We are sharing this article, originally published in Glorieuses, as part of our collaboration with the Spark News Towards Equality Initiative for International Women’s Day.
Heitor* used to be sure he knew what it meant to be a man.
“Where my family is from, men need to be aggressive,” says the 33-year-old businessman who lives in Santo André, a suburb of Brazilian megacity São Paulo. “If you get hit, you need to hit back. You have to be the provider, the one who takes care of everything.”
But when the judge handed him an alternative sentence of 20 weekly sessions with E Agora, José? (What Now, José?), a reflective group for men convicted of domestic violence, he had no idea it would take just half that time to start to change his mind.
“Now I see that women can take care of things too,” he says. “They’re completely capable and I’m not in charge of what they do.
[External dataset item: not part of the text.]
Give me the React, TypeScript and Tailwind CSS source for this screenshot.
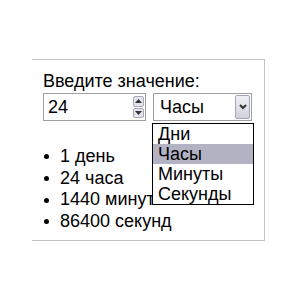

If I could keep coming here longer than 20 weeks, I probably would. I’ve had conversations here that I’ve never even thought of having before.”
That change in perspective is what groups like E Agora, José?, hope to see in all their participants. It’s the result of experts shifting their focus from punishing offenders to rehabilitating them to prevent further violence. And in Brazil, which continues to register some of the highest rates of domestic violence, gender-based violence and femicide in the world, many therapists, prosecutors, judges and women’s rights activists are increasingly acknowledging that it’s men who need to do the work.
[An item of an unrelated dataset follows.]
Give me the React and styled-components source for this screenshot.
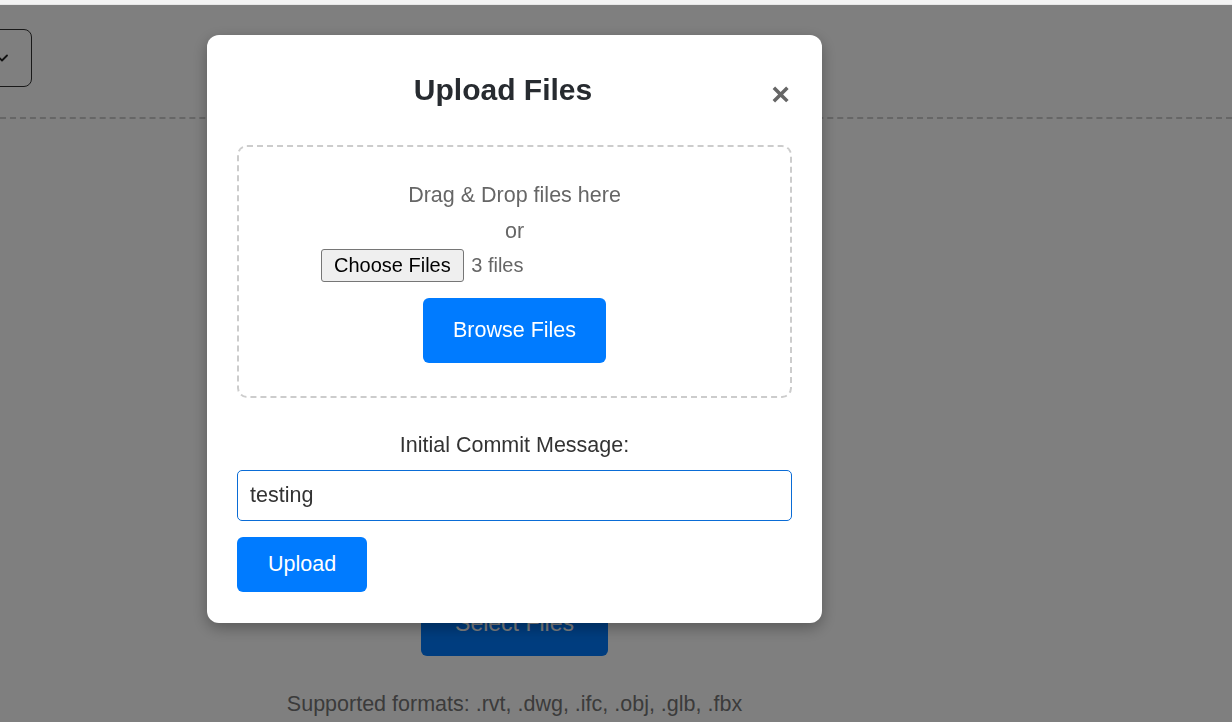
import React from "react";
import styled, { createGlobalStyle } from "styled-components";

const GlobalStyle = createGlobalStyle`
  html, body {
    margin: 0;
    padding: 0;
    background: #ffffff;
    overflow: hidden;
    font-family: "Liberation Sans", Arial, sans-serif;
  }
  * { box-sizing: border-box; }
`;

// page behind the modal
const TopStrip = styled.div`
  height: 5px;
  background: #f3f3f3;
  border-bottom: 1px solid #e6e6e6;
`;

const Page = styled.div`
  width: 1232px;
  height: 717px;
  background: #ffffff;
`;

const Toolbar = styled.div`
  display: flex;
  padding-top: 24px;
  height: 112px;
`;

const MenuButton = styled.button`
  width: 60px;
  height: 58px;
  margin-left: -28px;
  border: 1.5px solid #333;
  border-radius: 8px;
  background: #fff;
  display: flex;
  align-items: center;
  justify-content: center;
  padding: 0;
`;

const DropArea = styled.section`
  border-top: 2px dashed #ccc;
  padding: 472px 203px 0 0;
  display: flex;
  flex-direction: column;
  align-items: center;
`;

const SelectButton = styled.button`
  background: #007bff;
  color: #fff;
  border: none;
  border-radius: 6px;
  font-family: inherit;
  font-size: 23px;
  padding: 19px 34px;
`;

const Formats = styled.p`
  margin: 36px 0 0;
  font-size: 21.5px;
  color: #777;
`;

// modal
const Overlay = styled.div`
  position: fixed;
  top: 5px;
  left: 0;
  right: 0;
  bottom: 0;
  background: rgba(0, 0, 0, 0.5);
  display: flex;
  justify-content: center;
  align-items: flex-start;
  padding: 30px 203px 0 0;
`;

const Modal = styled.div`
  width: 615px;
  background: #fff;
  border-radius: 12px;
  padding: 30px 30px 31px;
  box-shadow: 0 5px 15px rgba(0, 0, 0, 0.3);
  font-size: 21.5px;
`;

const Header = styled.div`
  display: flex;
  align-items: center;
  height: 50px;
  margin-bottom: 30px;
`;

const Title = styled.h2`
  flex: 1;
  margin: 0;
  text-align: center;
  font-size: 30px;
  font-weight: 700;
  color: #272b30;
`;

const CloseButton = styled.button`
  width: 23px;
  border: none;
  background: none;
  padding: 0;
  margin-top: 8px;
  font-family: inherit;
  font-size: 32px;
  font-weight: 700;
  line-height: 1;
  color: #666;
`;

const DropZone = styled.div`
  border: 2px dashed #ccc;
  border-radius: 10px;
  padding: 36px 20px 33px;
  display: flex;
  flex-direction: column;
  align-items: center;
`;

const Hint = styled.p`
  margin: 0 0 ${(p) => p.$gap}px;
  color: #666;
  font-size: 21.5px;
`;

const FileRow = styled.div`
  width: 388px;
  display: flex;
  align-items: center;
  gap: 7px;
  margin-bottom: 16px;
`;

const ChooseButton = styled.span`
  height: 33px;
  padding: 0 12.5px;
  display: inline-flex;
  align-items: center;
  background: #efefef;
  border: 1px solid #767676;
  border-radius: 3px;
  font-size: 20px;
  color: #000;
`;

const FileCount = styled.span`
  font-size: 20px;
  color: #666;
`;

const PrimaryButton = styled.button`
  background: #007bff;
  color: #fff;
  border: none;
  border-radius: 6px;
  font-family: inherit;
  font-size: 21.5px;
  padding: ${(p) => (p.$large ? "20px 30px" : "15px 31px")};
  align-self: ${(p) => (p.$large ? "center" : "flex-start")};
`;

const Form = styled.div`
  display: flex;
  flex-direction: column;
  margin-top: 35px;
`;

const Label = styled.label`
  text-align: center;
  color: #333;
  margin-bottom: 12px;
`;

const MessageInput = styled.input`
  height: 51px;
  padding: 0 12px;
  border: 1px solid #0a6cd6;
  border-radius: 5px;
  font-family: inherit;
  font-size: 21.5px;
  color: #333;
  margin-bottom: 16px;
  outline: none;
`;

function Chevron() {
  return (
    <svg width="12" height="8" viewBox="0 0 12 8" fill="none">
      <path d="M1 1.5 L6 6.5 L11 1.5" stroke="#222" strokeWidth="1.8" strokeLinecap="round" strokeLinejoin="round" />
    </svg>
  );
}

export default function App() {
  return (
    <>
      <GlobalStyle />
      <TopStrip />
      <Page>
        <Toolbar>
          <MenuButton aria-label="menu">
            <Chevron />
          </MenuButton>
        </Toolbar>
        <DropArea>
          <SelectButton>Select Files</SelectButton>
          <Formats>Supported formats: .rvt, .dwg, .ifc, .obj, .glb, .fbx</Formats>
        </DropArea>
      </Page>

      <Overlay>
        <Modal>
          <Header>
            <Title>Upload Files</Title>
            <CloseButton aria-label="close">×</CloseButton>
          </Header>
          <DropZone>
            <Hint $gap={11}>Drag &amp; Drop files here</Hint>
            <Hint $gap={5}>or</Hint>
            <FileRow>
              <ChooseButton>Choose Files</ChooseButton>
              <FileCount>3 files</FileCount>
            </FileRow>
            <PrimaryButton $large>Browse Files</PrimaryButton>
          </DropZone>
          <Form>
            <Label>Initial Commit Message:</Label>
            <MessageInput defaultValue="testing" />
            <PrimaryButton>Upload</PrimaryButton>
          </Form>
        </Modal>
      </Overlay>
    </>
  );
}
According to the Brazilian Public Security Forum’s latest report on violence against girls and women, the number of femicides increased by 2.6% in the first half of 2023 when compared to the previous year, reaching 722. A 2019 annual report from Human Rights Watch highlights the thousands of domestic violence cases in Brazil that are not properly investigated each year and the many that are never prosecuted. The nonprofit’s 2023 World Report also notes that, in September 2022, just 77 shelters for survivors of domestic violence were operating in a country with a population of 215 million. Under then-President Jair Bolsonaro, the 2022 federal budget to fight violence against women was reduced by 90% when compared to 2020, a decision considered disastrous by experts, as domestic violence rates skyrocketed during the pandemic.
President Luiz Inácio Lula da Silva, who sanctioned the Maria da Penha law during his first term as president, altered the legislation in 2023 to provide immediate protective measures for women when they report domestic violence to police, no matter their relationship to the aggressor. He also included in the law a provision of six months’ rent for victims of domestic violence who are socially and economically vulnerable.
Named after a poem by Brazilian poet Carlos Drummond de Andrade about feelings of loneliness and abandonment, E Agora, José? focuses on a different theme at each of its weekly meetings — "what it means to be a man,” “division of labor between men and women,” “how we become men” and “sexual violence” are among them — allowing the men to discuss misogynistic and patriarchal ideologies through their own experiences.
This Thursday, the topic is stereotypes about men and women. The evening starts with a discussion of a common assumption: Men are aggressive.
“But is that wrong?”
The question comes from Heitor. He’s sitting in a circle with seven other men who come together every Thursday at 6 pm.
One of the facilitators, known as Dentinho, commented that men’s aggressiveness has almost become invisible because it is considered natural in society and part of the culture, leading Heitor to question why men being aggressive is seen as a negative.
“There are other ways to be a man,” Dentinho says. “Men can be affectionate, emotional, well-mannered, respectful.”
It’s a statement that makes them sit back and think.
Without the group, the men would have received sentences of six months to two years in prison for crimes that are considered less severe — including threats, disturbing the peace and non-life-threatening physical harm — under Brazil’s 2006 Maria da Penha law. The law is often lauded as one of the best examples of domestic violence legislation in the world, despite it being difficult to implement due to the deep-rooted patriarchal beliefs the reflective group programmes are intended to counter.
While it is difficult to measure reoffending rates due to the under-reporting of domestic violence, and often a lack of follow-up for the cases that do make it to prosecutors, the programme has been successful by its own measures — only two of the some 2,000 men who have been through the programme have come back, Dentinho says.